Chebyshev's Inequality

  • Theorem: For any sample, a proportion of data is bounded by k standard deviations from the mean:

    • More than 75% within 2 standard deviations

    • More than 88.89% within 3 standard deviations

    • More than 93.75% within 4 standard deviations

  • Emphasizes that the inequality is conservative.

Relative Variability: Coefficient of Variation

  • Definition: CV = (Standard Deviation) / (Mean)

  • Comparison Example:

    • Milk Price: €1, SD: €0.15, CV: 0.15

    • Car Price: €13000, SD: €1300, CV: 0.1

    • Conclusion: More competition in milk market based on relative variability.
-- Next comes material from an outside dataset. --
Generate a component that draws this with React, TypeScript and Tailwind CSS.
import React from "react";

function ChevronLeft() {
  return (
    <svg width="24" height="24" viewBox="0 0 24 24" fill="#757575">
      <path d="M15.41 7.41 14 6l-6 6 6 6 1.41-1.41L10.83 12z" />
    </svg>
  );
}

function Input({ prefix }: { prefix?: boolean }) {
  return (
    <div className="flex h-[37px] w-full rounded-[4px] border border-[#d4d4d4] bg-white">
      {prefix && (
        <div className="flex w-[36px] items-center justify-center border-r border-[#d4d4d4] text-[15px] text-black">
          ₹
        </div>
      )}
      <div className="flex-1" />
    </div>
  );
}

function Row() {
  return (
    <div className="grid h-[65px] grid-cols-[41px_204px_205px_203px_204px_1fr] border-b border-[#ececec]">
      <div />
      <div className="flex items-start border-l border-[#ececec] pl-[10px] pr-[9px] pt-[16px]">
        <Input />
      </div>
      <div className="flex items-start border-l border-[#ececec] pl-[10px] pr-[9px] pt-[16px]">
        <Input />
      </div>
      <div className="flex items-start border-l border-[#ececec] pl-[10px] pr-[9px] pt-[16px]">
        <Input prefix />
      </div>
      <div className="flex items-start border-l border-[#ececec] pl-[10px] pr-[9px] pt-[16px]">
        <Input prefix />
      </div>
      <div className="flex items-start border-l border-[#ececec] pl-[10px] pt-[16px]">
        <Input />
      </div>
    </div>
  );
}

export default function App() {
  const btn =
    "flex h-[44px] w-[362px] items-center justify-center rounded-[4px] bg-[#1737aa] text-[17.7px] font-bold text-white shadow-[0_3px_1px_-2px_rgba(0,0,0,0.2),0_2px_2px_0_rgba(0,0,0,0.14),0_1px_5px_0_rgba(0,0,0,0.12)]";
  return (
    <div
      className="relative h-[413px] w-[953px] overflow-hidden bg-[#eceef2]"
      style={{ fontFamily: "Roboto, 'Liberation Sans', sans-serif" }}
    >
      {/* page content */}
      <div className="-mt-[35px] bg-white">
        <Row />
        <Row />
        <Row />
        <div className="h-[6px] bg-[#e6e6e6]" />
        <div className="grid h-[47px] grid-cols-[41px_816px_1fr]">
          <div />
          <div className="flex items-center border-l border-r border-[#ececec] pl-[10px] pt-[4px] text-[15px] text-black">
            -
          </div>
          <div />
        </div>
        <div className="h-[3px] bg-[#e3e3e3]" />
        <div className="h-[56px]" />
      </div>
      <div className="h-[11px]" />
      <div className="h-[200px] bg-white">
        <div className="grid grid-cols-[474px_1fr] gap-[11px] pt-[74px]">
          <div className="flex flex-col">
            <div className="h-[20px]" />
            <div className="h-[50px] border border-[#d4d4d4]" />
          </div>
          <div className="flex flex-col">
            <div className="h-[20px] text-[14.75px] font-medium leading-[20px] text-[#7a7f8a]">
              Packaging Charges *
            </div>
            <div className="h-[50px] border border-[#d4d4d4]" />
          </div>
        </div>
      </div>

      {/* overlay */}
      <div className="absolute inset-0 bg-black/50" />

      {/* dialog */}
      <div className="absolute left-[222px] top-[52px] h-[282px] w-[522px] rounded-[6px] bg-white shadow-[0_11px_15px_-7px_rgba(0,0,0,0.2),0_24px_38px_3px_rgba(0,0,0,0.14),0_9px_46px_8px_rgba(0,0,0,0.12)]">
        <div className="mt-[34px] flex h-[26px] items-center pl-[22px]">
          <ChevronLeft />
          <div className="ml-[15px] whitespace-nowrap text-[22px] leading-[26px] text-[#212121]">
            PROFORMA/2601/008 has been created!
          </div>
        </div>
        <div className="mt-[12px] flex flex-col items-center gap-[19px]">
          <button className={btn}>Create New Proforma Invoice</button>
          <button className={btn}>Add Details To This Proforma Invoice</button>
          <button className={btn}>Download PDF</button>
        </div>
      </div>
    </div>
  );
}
Other Shape Features of Data

Skewness

  • Measure of asymmetry in the data distribution.

  • Positive and negative skewness indicates data tendency toward lower or upper values.

  • Formula related to mean, median, and mode to determine skewness characteristics.

Kurtosis

  • Measure of 'tailedness' of the distribution, delineated as:

    • Leptokurtic: High peak and heavy tails.

    • Mesokurtic: Normal distribution.

    • Platykurtic: Flat-top and light tails.

  • Kurtosis calculated using the fourth moment around the mean.

Exercises

  1. Government Age Distribution: Create a box plot; calculate mean, median, standard deviation, identify outliers and distribution shape, and calculate skewness.

  2. Wage Bill Comparison: Analyze sections with different employee counts and wage averages to determine total wage bill and variability.

  3. Political Leanings Assessment: Analyze three datasets using histograms for means and variances; identify and mark correct answers regarding variability and distribution characteristics.